According to Meister, the discipline involved a notepad that the owners of a burgled home said was not theirs, which Meister removed from the scene but did not include in the processed evidence.

To Carlson, any mistake in gathering evidence is significant because it calls into question evidence gathered in past crimes.

“Once it happens, you’re opening up problems with all your previous cases,” he said.

To Meister, these disciplinary actions, while not unfounded, relate to relatively minor mistakes. He also believes that Watson specifically targets him.

“She’s trying to find fault,” he said, regarding Watson. “If you want to find something negative, you will.”

Watson disagrees that she has any animus toward Meister from the 2014 incident, or that it affects his discipline.

“That has nothing to do with writing these complaints,” she said. “When they’re brought to me, I’m just doing my job.

Watson is the likely person to sign as the supervisory officer in disciplinary actions, as she has for all of the above except the 2015 discipline, because she’s one of only two sergeants, and the one who watches the officers’ dash-cam videos to review officers’ behavior, Carlson said.
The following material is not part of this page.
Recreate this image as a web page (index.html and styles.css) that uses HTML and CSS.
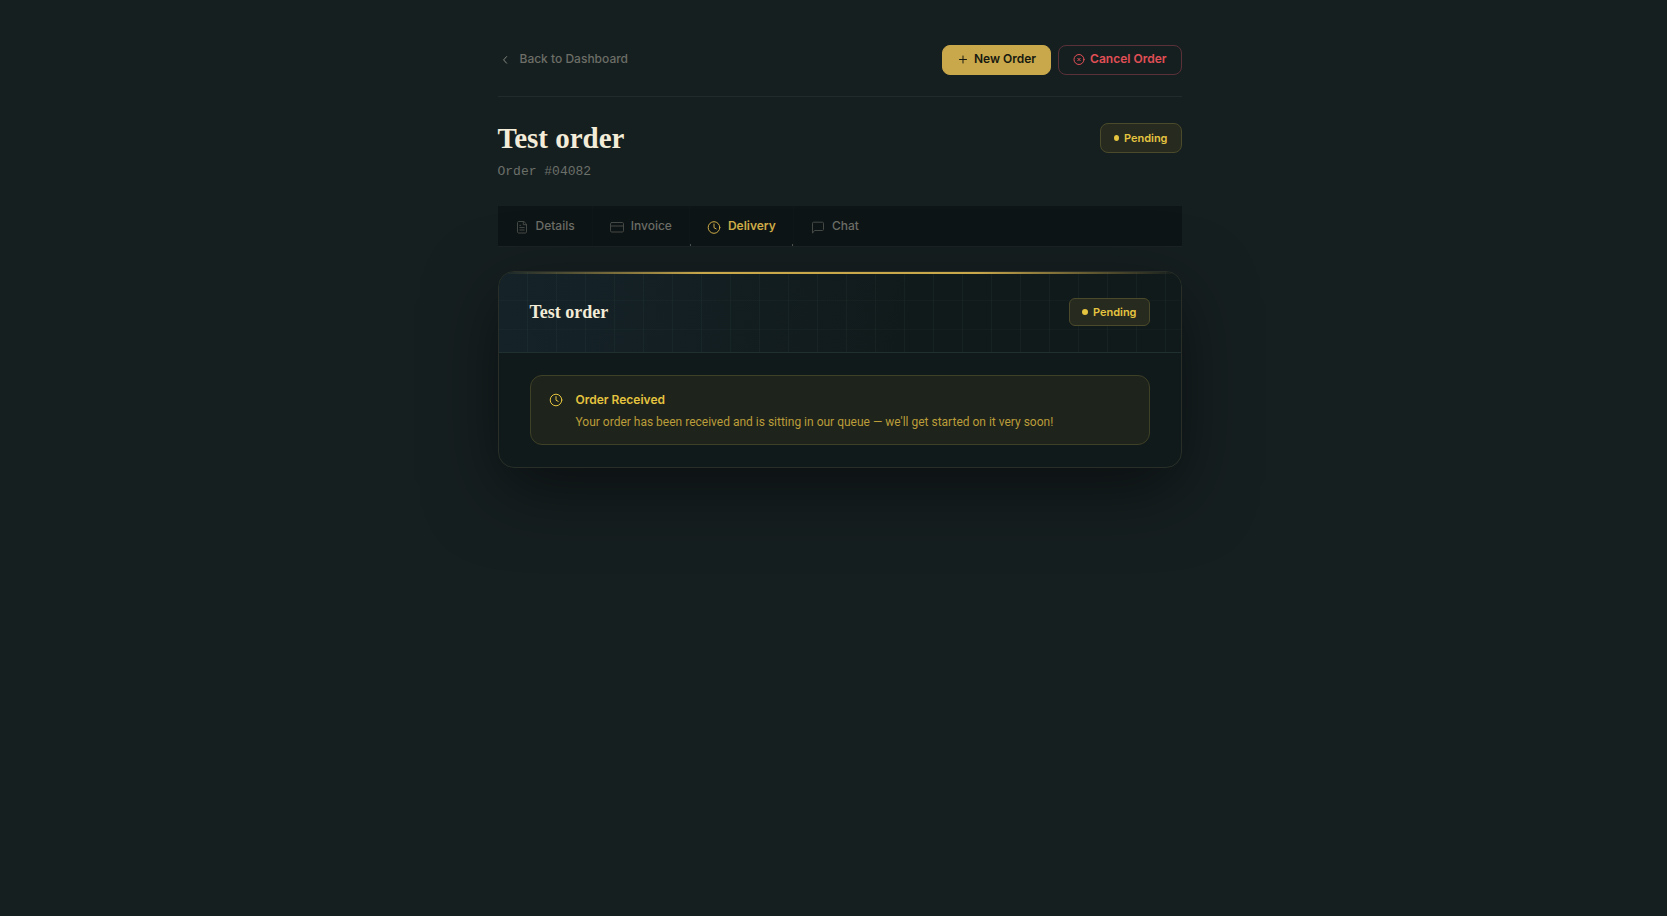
FILE: index.html
```html
<!DOCTYPE html>
<html lang="en">
<head>
  <meta charset="UTF-8" />
  <title>Test order | Delivery</title>
  <meta name="viewport" content="width=device-width, initial-scale=1.0" />
  <link rel="stylesheet" href="styles.css">
</head>
<body>

  <main class="page">

    <!-- Top bar -->
    <div class="topbar">
      <a class="back" href="#">
        <svg width="14" height="14" viewBox="0 0 14 14"><path d="M8.6 4.6 5.6 7.9l3 3.3" /></svg>
        Back to Dashboard
      </a>
      <div class="actions">
        <button class="btn btn-gold" type="button">
          <svg width="12" height="12" viewBox="0 0 12 12"><path d="M6 3v7M2.5 6.5h7" /></svg>
          New Order
        </button>
        <button class="btn btn-cancel" type="button">
          <svg width="12" height="12" viewBox="0 0 12 12"><circle cx="6" cy="6.5" r="5" /><path d="m4.8 5.3 2.4 2.4M7.2 5.3 4.8 7.7" /></svg>
          Cancel Order
        </button>
      </div>
    </div>

    <!-- Order title -->
    <header class="order-head">
      <div>
        <h1>Test order</h1>
        <p class="order-id">Order #04082</p>
      </div>
      <span class="badge">Pending</span>
    </header>

    <!-- Tabs -->
    <nav class="tabs">
      <a href="#">
        <svg width="14" height="14" viewBox="0 0 14 14"><path d="M8.5 1.5H3.6c-.6 0-1.1.5-1.1 1.1v9.3c0 .6.5 1.1 1.1 1.1h6.8c.6 0 1.1-.5 1.1-1.1V4.5zM8.3 1.7v3h3M4.8 7.6h4.4M4.8 10h4.4M4.8 5.3h1" /></svg>
        Details
      </a>
      <a href="#">
        <svg width="14" height="14" viewBox="0 0 14 14"><rect x=".5" y="2.5" width="13" height="9.5" rx="1.2" /><path d="M.5 6h13" /></svg>
        Invoice
      </a>
      <a class="active" href="#">
        <svg width="14" height="14" viewBox="0 0 14 14"><circle cx="7" cy="7.5" r="5.8" /><path d="M7 4v3.7l2.2 1.2" /></svg>
        Delivery
      </a>
      <a href="#">
        <svg width="14" height="14" viewBox="0 0 14 14"><path d="M1.5 12.8V3.2c0-.6.4-1 1-1h9c.6 0 1 .4 1 1v6.3c0 .6-.4 1-1 1H3.8z" /></svg>
        Chat
      </a>
    </nav>

    <!-- Delivery card -->
    <section class="card">
      <div class="card-head">
        <h2>Test order</h2>
        <span class="badge badge-small">Pending</span>
      </div>
      <div class="card-body">
        <div class="notice">
          <svg width="14" height="14" viewBox="0 0 14 14"><circle cx="7" cy="7" r="5.8" /><path d="M7 3.6v3.6l2.2 1.2" /></svg>
          <div>
            <h3>Order Received</h3>
            <p>Your order has been received and is sitting in our queue — we'll get started on it very soon!</p>
          </div>
        </div>
      </div>
    </section>

  </main>

</body>
</html>
```

FILE: styles.css
```css
* {
  margin: 0;
  padding: 0;
  box-sizing: border-box;
}

body {
  background: #161f20;
  min-height: 100vh;
  color: #f3ecd8;
  font-family: Inter, 'Liberation Sans', sans-serif;
  font-size: 12px;
  line-height: 16px;
}

svg {
  flex: none;
  fill: none;
  stroke: currentColor;
  stroke-linecap: round;
  stroke-linejoin: round;
}

a {
  text-decoration: none;
}

.page {
  max-width: 724px;
  margin: 0 auto;
  padding: 45px 14px 45px 26px;
}

.topbar {
  display: flex;
  justify-content: space-between;
  align-items: center;
  padding-bottom: 21px;
  border-bottom: 1px solid #222b2c;
}

.back {
  display: flex;
  align-items: center;
  gap: 8px;
  padding-bottom: 2px;
  color: #6c6e67;
  font-weight: 500;
}

.back svg {
  color: #858880;
}

.actions {
  display: flex;
  gap: 7px;
}

.btn {
  display: flex;
  align-items: center;
  gap: 5px;
  height: 30px;
  padding: 0 14px 2px;
  border: 1px solid transparent;
  border-radius: 8px;
  font: inherit;
  font-weight: 600;
  cursor: pointer;
}

.btn-gold {
  background: #c9a84c;
  border-color: #c9a84c;
  color: #16190f;
}

.btn-cancel {
  background: transparent;
  border-color: #5a3138;
  color: #e04f56;
}

.order-head {
  display: flex;
  justify-content: space-between;
  align-items: flex-start;
  margin: 26px 0;
}

h1,
h2 {
  font-family: 'Liberation Serif', serif;
  font-weight: bold;
}

h1 {
  font-size: 29px;
  line-height: 30px;
}

.order-id {
  margin-top: 11px;
  font-family: 'Liberation Mono', monospace;
  font-size: 13px;
  color: #6c706a;
}

.badge {
  display: flex;
  align-items: center;
  gap: 5px;
  height: 30px;
  padding: 0 13px;
  background: #262a1f;
  border: 1px solid #4b4a2a;
  border-radius: 8px;
  color: #e5c43f;
  font-size: 11px;
  font-weight: 600;
}

.badge::before {
  content: '';
  width: 5px;
  height: 6px;
  border-radius: 50%;
  background: #e5c43f;
}

.badge-small {
  height: 28px;
  padding: 0 12px;
  border-radius: 6px;
}

.badge-small::before {
  width: 6px;
}

.tabs {
  display: flex;
  background: #0e1516;
  border-bottom: 1px solid #1b2324;
}

.tabs a {
  position: relative;
  display: flex;
  align-items: center;
  gap: 7px;
  height: 40px;
  padding: 0 17px;
  border-right: 1px solid #0f1718;
  color: #6c6e67;
  font-weight: 500;
}

.tabs a:last-child {
  border-right-color: transparent;
}

.tabs svg {
  margin-top: 2px;
  opacity: 0.6;
}

.tabs .active {
  color: #d0ae48;
  font-weight: 600;
}

.tabs .active svg {
  opacity: 1;
}

/* corner marks under the active tab */
.tabs .active::before,
.tabs .active::after {
  content: '';
  position: absolute;
  bottom: 0;
  width: 1px;
  height: 2px;
  background: #50544f;
}

.tabs .active::before {
  left: 0;
}

.tabs .active::after {
  right: 0;
}

.card {
  position: relative;
  margin-top: 24px;
  background: #111a1b;
  border: 1px solid #292f28;
  border-radius: 16px;
  box-shadow: 0 22px 70px rgba(0, 0, 0, 0.5);
  overflow: hidden;
}

/* gold line along the top edge */
.card::before {
  content: '';
  position: absolute;
  top: 0;
  left: 0;
  right: 0;
  height: 2px;
  background: linear-gradient(90deg, transparent, #c9a84c 30%, #c9a84c 70%, transparent);
}

.card-head {
  display: flex;
  justify-content: space-between;
  align-items: center;
  padding: 26px 31px;
  border-bottom: 1px solid #203030;
  background:
    repeating-linear-gradient(90deg, transparent 0 28px, rgba(120, 170, 150, 0.05) 28px 29px),
    repeating-linear-gradient(180deg, transparent 0 28px, rgba(120, 170, 150, 0.03) 28px 29px),
    linear-gradient(100deg, #152329, #111a1b 60%);
}

h2 {
  font-size: 18px;
  line-height: 24px;
}

.card-body {
  padding: 22px 31px;
}

.notice {
  display: flex;
  gap: 13px;
  padding: 15px 18px 12px;
  background: #1e231c;
  border: 1px solid #3f4127;
  border-radius: 12px;
}

.notice svg {
  margin-top: 2px;
  color: #e5c43f;
}

.notice h3 {
  color: #e5c43f;
  font-size: 12px;
  font-weight: 600;
  line-height: 18px;
}

.notice p {
  margin-top: 3px;
  color: #bb9d39;
  font-family: Roboto, 'Liberation Sans', sans-serif;
  line-height: 20px;
}
```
Carlson also said he is not concerned that Watson, the subject of Meister’s report to Village authorities about an inappropriate relationship, is not being fair to Meister.

“Naomi does a good job,” he said. “We’re all grown ups here.”

And in each incident, Meister signed the disciplinary action document stating that he agreed with it, according to Solicitor Conard. That signature indicates that Meister considered the discipline appropriate, Conard said.

“He didn’t lodge objections at the time. How would anyone know he disagreed?” Conard said.

But Meister said this week he felt pressure to sign the disciplinary actions. 

“I was trying to be a good employee, to not make waves,” he said. “I thought they were petty but could not argue with the facts. But now I feel enough is enough.”